Now as we have gone through a basic introduction to machine learning lets discuss the mathematical processes involved. There is regression analysis & bayesian learning; then there are several non-linear mathematical learning methods, and yes there is slots of calculus.
Regression analysis belongs to the field of statistical modeling and is a set of processes for estimating relationship between variables. As you are aware that our dataset is a collection of features or say variables and in supervised machine learning we have a target or output variable, with which our model is supposed to establish a relation and come up with a mathematical function.
The features in our dataset are called as our independent variables and the target feature is called as target variable. Regression analysis helps in understanding how the value of our dependent variable changes when any one of the independent variable varies.
The machine learning model establishes a mathematical function mapping this dependence and that function can represent the variation and structure of our whole data.
And to find the best function, the model goes through an iterative process of eliminating the errors in its prediction and the improving the function on each iteration. The process of eliminating or reducing the errors is done through iterating over a function which calculates the error and each iteration tries to minimize the errors. The most common algorithm used to minimize the errors is the gradient descent algorithm and the most common error function is the ordinary least squares.
Building a regression model means finding the values of the coefficients for our mathematical function to represent our whole data.

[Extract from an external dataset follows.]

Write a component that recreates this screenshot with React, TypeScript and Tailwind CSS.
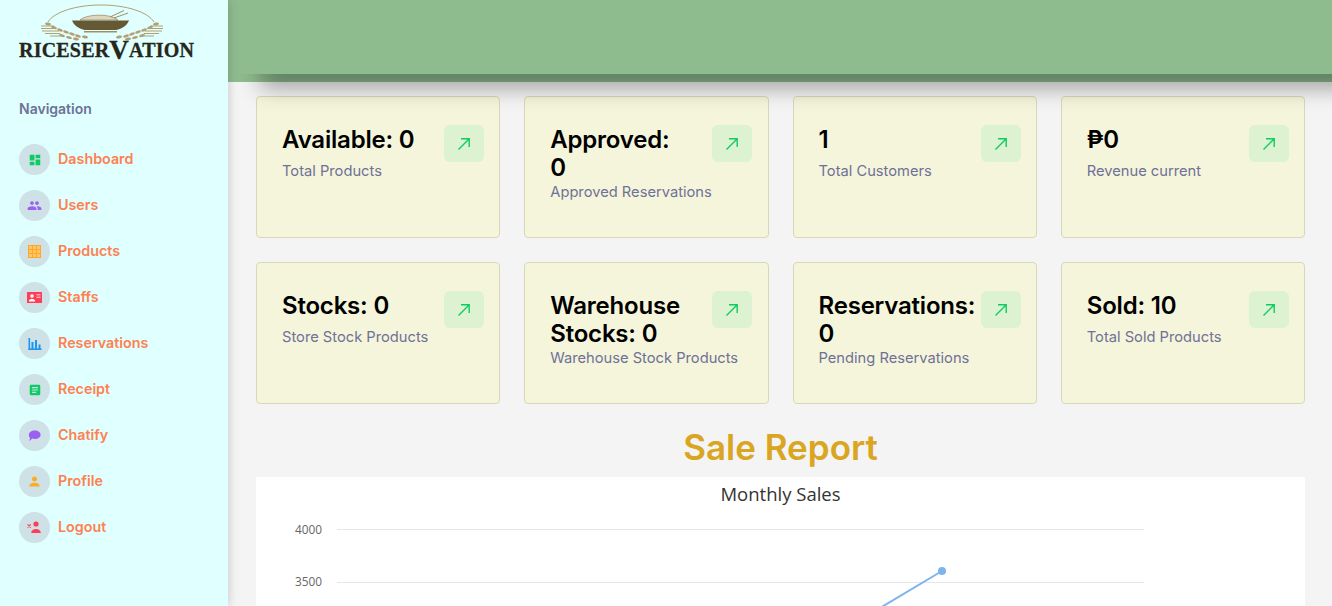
import { MdDashboard, MdPeople, MdPerson, MdArticle } from "react-icons/md";
import { ReactNode } from "react";

const rubik = "font-['Inter','Noto_Sans',sans-serif]";

function Grid() {
  return (
    <svg width="13" height="13" viewBox="0 0 13 13">
      <rect width="13" height="13" fill="#ffa726" />
      <path d="M1 1h3v3H1zM5 1h3v3H5zM9 1h3v3H9zM1 5h3v3H1zM5 5h3v3H5zM9 5h3v3H9zM1 9h3v3H1zM5 9h3v3H5zM9 9h3v3H9z" fill="#ffc56b" />
    </svg>
  );
}

function Staff() {
  return (
    <svg width="15" height="11" viewBox="0 0 15 11">
      <rect width="15" height="11" rx="0.5" fill="#ff3d57" />
      <circle cx="5" cy="4" r="1.8" fill="#fff" />
      <path d="M1.8 9.6c0-2 2-2.8 3.2-2.8s3.2.8 3.2 2.8z" fill="#fff" />
      <rect x="9.5" y="2" width="4" height="1.4" fill="#ffb0ba" />
      <rect x="9.5" y="4.6" width="4" height="1.4" fill="#ffb0ba" />
    </svg>
  );
}

function Bars() {
  return (
    <svg width="14" height="14" viewBox="0 0 14 14" fill="#1e96f0">
      <rect x="0.5" y="1" width="1.6" height="12" />
      <rect x="0.5" y="11.4" width="13" height="1.6" />
      <rect x="3.5" y="5" width="2" height="7" />
      <rect x="7" y="3" width="2" height="9" />
      <rect x="10.5" y="7.5" width="2" height="4.5" />
    </svg>
  );
}

function Bubble() {
  return (
    <svg width="13" height="12" viewBox="0 0 13 12">
      <path d="M6.8 0.5C10 0.5 12.6 2.3 12.6 4.8S10 9 6.8 9c-.9 0-1.7-.1-2.4-.4L1.4 11 2 7.9C1.2 7 .9 6 .9 4.8.9 2.3 3.5.5 6.8.5z" fill="#9c5ff0" />
    </svg>
  );
}

function PersonX() {
  return (
    <svg width="15" height="13" viewBox="0 0 15 13" fill="#ff3d57">
      <circle cx="9" cy="3" r="2.6" />
      <path d="M4.2 12c0-2.800 2.800-4 4.800-4s4.800 1.200 4.800 4z" />
      <path d="M0.600 3.400l3.200 3.200m0-3.200l-3.200 3.200" stroke="#ff3d57" strokeWidth="1.100" fill="none" />
    </svg>
  );
}

const navItems: { label: string; icon: ReactNode }[] = [
  { label: "Dashboard", icon: <MdDashboard size={14} color="#0ecb62" /> },
  { label: "Users", icon: <MdPeople size={15} color="#9c5ff0" /> },
  { label: "Products", icon: <Grid /> },
  { label: "Staffs", icon: <Staff /> },
  { label: "Reservations", icon: <Bars /> },
  { label: "Receipt", icon: <MdArticle size={14} color="#0ecb62" /> },
  { label: "Chatify", icon: <Bubble /> },
  { label: "Profile", icon: <MdPerson size={15} color="#ffaa22" /> },
  { label: "Logout", icon: <PersonX /> },
];

const cards = [
  { title: "Available: 0", sub: "Total Products" },
  { title: "Approved:\n0", sub: "Approved Reservations" },
  { title: "1", sub: "Total Customers" },
  { title: "₱0", sub: "Revenue current" },
  { title: "Stocks: 0", sub: "Store Stock Products" },
  { title: "Warehouse\nStocks: 0", sub: "Warehouse Stock Products" },
  { title: "Reservations:\n0", sub: "Pending Reservations" },
  { title: "Sold: 10", sub: "Total Sold Products" },
];

// left half of the wreath, mirrored round x=102
const grains = [
  [48, 24, 10], [54, 27.5, 18], [60, 30, 20], [66, 32, 20], [72, 34, 18], [78, 36, 16], [85, 37, 10],
  [62, 35.5, 18], [69, 37.5, 14], [76, 39, 10],
];

function Logo() {
  return (
    <div className="h-[64px] pl-[19px] relative">
      <svg width="176" height="44" viewBox="19 0 176 44" className="block">
        <path d="M48 22C54 12 76 5 101 5s47 7 53 17" fill="none" stroke="#b39f70" strokeWidth="1" />
        {grains.map(([x, y, r], i) => (
          <g key={i} fill="#b39f70">
            <ellipse cx={x} cy={y} rx="3" ry="1.4" transform={`rotate(${r} ${x} ${y})`} />
            <ellipse cx={204 - x} cy={y} rx="3" ry="1.4" transform={`rotate(${-r} ${204 - x} ${y})`} />
          </g>
        ))}
        <path d="M41 26h13M41 28.5h15M42 31h17M45 33.5h15M50 36h14M163 26h-13M163 28.5h-15M162 31h-17M159 33.5h-15M154 36h-14" stroke="#b39f70" strokeWidth="1.2" />
        <path d="M80 20c6-6 30-7 38 0z" fill="#dcd8c0" stroke="#8a7a50" strokeWidth="0.6" />
        <path d="M110 17l14-6.5M114 18l14-5" stroke="#a08f60" strokeWidth="1" />
        <path d="M72 20.5h57c-2 5-7 8.5-13 9.5H85c-6-1-11-4.500-13-9.500z" fill="#655834" />
        <rect x="84" y="31" width="33" height="1.500" fill="#a08f60" />
      </svg>
      <div className="absolute left-[19px] top-[39px] flex items-end font-['Liberation_Serif',serif] font-bold text-[#26261a] text-[20px] leading-[22px] [-webkit-text-stroke:0.3px_#26261a] tracking-[0.2px]">
        RICESER<span className="text-[27px] leading-[22px]">V</span>ATION
      </div>
    </div>
  );
}

function Sidebar() {
  return (
    <aside className={`w-[228px] shrink-0 h-full bg-[#e0ffff] shadow-[0_0_10px_rgba(0,0,0,0.2)] z-20 ${rubik}`}>
      <Logo />
      <div className="pl-[19px] pt-[35px] text-[14px] leading-[20px] font-semibold text-[#6f7196]">Navigation</div>
      <nav className="flex flex-col gap-[15px] pl-[19px] pt-[25px]">
        {navItems.map((item) => (
          <div key={item.label} className="flex items-center gap-[8px] h-[31px]">
            <span className="w-[31px] h-[31px] rounded-full bg-[#cde1e6] flex items-center justify-center">{item.icon}</span>
            <span className="text-[14.3px] font-semibold text-[#ff7f50] -mt-[2px]">{item.label}</span>
          </div>
        ))}
      </nav>
    </aside>
  );
}

function StatCard({ title, sub }: { title: string; sub: string }) {
  return (
    <div className="h-[142px] bg-[#f5f5dc] border border-[#d8d8b8] rounded-[4px] pl-[25px] pr-[15.2px] pt-[28px] flex items-start">
      <div className="flex-1 min-w-0 pt-[1px]">
        <div className="text-[24px] leading-[28px] font-semibold text-black whitespace-pre-line min-h-[35px] -mb-[1px] tracking-[-0.2px]">{title}</div>
        <div className="text-[14.7px] leading-[22px] text-[#6f7196] whitespace-nowrap">{sub}</div>
      </div>
      <div className="w-[40px] h-[37px] shrink-0 rounded-[6px] bg-[#dcf2d0] flex items-center justify-center">
        <svg width="16" height="16" viewBox="0 0 16 16" fill="none" stroke="#0ecb62" strokeWidth="1.4">
          <path d="M2.500 13.500L13 3M5 2.800h8.200V11" />
        </svg>
      </div>
    </div>
  );
}

function Chart() {
  return (
    <svg width="1049" height="100" viewBox="0 0 1049 100" className="block">
      <line x1="81" x2="888" y1="23.5" y2="23.5" stroke="#e6e6e6" />
      <line x1="81" x2="888" y1="76.5" y2="76.5" stroke="#e6e6e6" />
      <text x="66" y="28" textAnchor="end" fontSize="11.800" fill="#666" fontFamily="'Open Sans', sans-serif">4000</text>
      <text x="66" y="80" textAnchor="end" fontSize="11.800" fill="#666" fontFamily="'Open Sans', sans-serif">3500</text>
      <path d="M624 102L686 65" stroke="#7cb5ec" strokeWidth="2" fill="none" />
      <circle cx="686" cy="65" r="4" fill="#7cb5ec" />
    </svg>
  );
}

export default function App() {
  return (
    <div className="w-[1332px] h-[606px] flex overflow-hidden bg-[#f4f4f4]">
      <Sidebar />
      <main className={`flex-1 min-w-0 flex flex-col relative ${rubik}`}>
        <header className="h-[82px] shrink-0 bg-[#8fbc8f]" />
        {/* header shadow, cut off sharply at its top edge */}
        <div className="absolute left-0 right-0 top-[74px] h-[40px] overflow-hidden z-10 pointer-events-none">
          <div className="absolute left-[32px] right-[-40px] top-[-30px] h-[30px] shadow-[0_14px_22px_rgba(0,0,0,0.34)]" />
        </div>
        <div className="pl-[28px] pr-[27px] pt-[14px]">
          <div className="grid grid-cols-4 gap-x-[24px] gap-y-[24px]">
            {cards.map((c) => (
              <StatCard key={c.sub} title={c.title} sub={c.sub} />
            ))}
          </div>
          <h2 className="mt-[23px] text-center text-[35px] leading-[40px] font-semibold text-[#daa520]">Sale Report</h2>
          <div className="bg-white mt-[10px]">
            <div className="text-center text-[18.500px] leading-[24px] pt-[5px] text-[#333] font-['Open_Sans',sans-serif]">Monthly Sales</div>
            <Chart />
          </div>
        </div>
      </main>
    </div>
  );
}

1. Simple Linear Regression
In simple linear regression there is a single input feature or variable, and you can easily utilize statistics for estimating the coefficients. It requires you to find the statistical information from the whole data in terms of mean, variation, standard deviation, & covariance.
Consider the fig above:
Here the x-axis represent our data point (one dimensional in this case) and y axis represent the target variable
The equation of the regression line will be then represented by
Y = a0 + a1x
This equation is called our initial hypothesis and the algorithm will try to find out the best values for a0 & a1 which fits the data with minimum error in prediction
For multiple variables the equation can be written as
Y = a0 + a1x + a2 + . . . . . + anx
These parameters are also called weights due to the fact that they tell us how much weightage a certain variable carries in representation of the data.
2. Ordinary Least Squares
When there are more than one features for our input variables you use Ordinary Least Squares for estimating the coefficients. The Ordinary Least Squares minimize the sum of the squared errors or you can say squared residuals. This means that if we have established a regression line through our data we easily calculate the distance from each data point to our regression line, then we can square it, and then we calculate the sum all of the squared errors. And it is the quantity we need to minimize.
3. Gradient Descent
When we have more than one features as our inputs we can optimize and find the values of our coefficients through going an iterative optimization process of minimizing the error of the model on our data. The technique used is called Gradient Descent and it works by first initiating with some random values for all the coefficient, then the sum of the squared errors are calculated for every pair of input & output variable. We use a learning rate for deciding and setting a speed of the process and it is used as a factor for the amount with which the coefficients will be updated by going in the direction of minimum error. This algorithmic process is iterated until we get a minimum sum of squared error and there is no further improvement possible.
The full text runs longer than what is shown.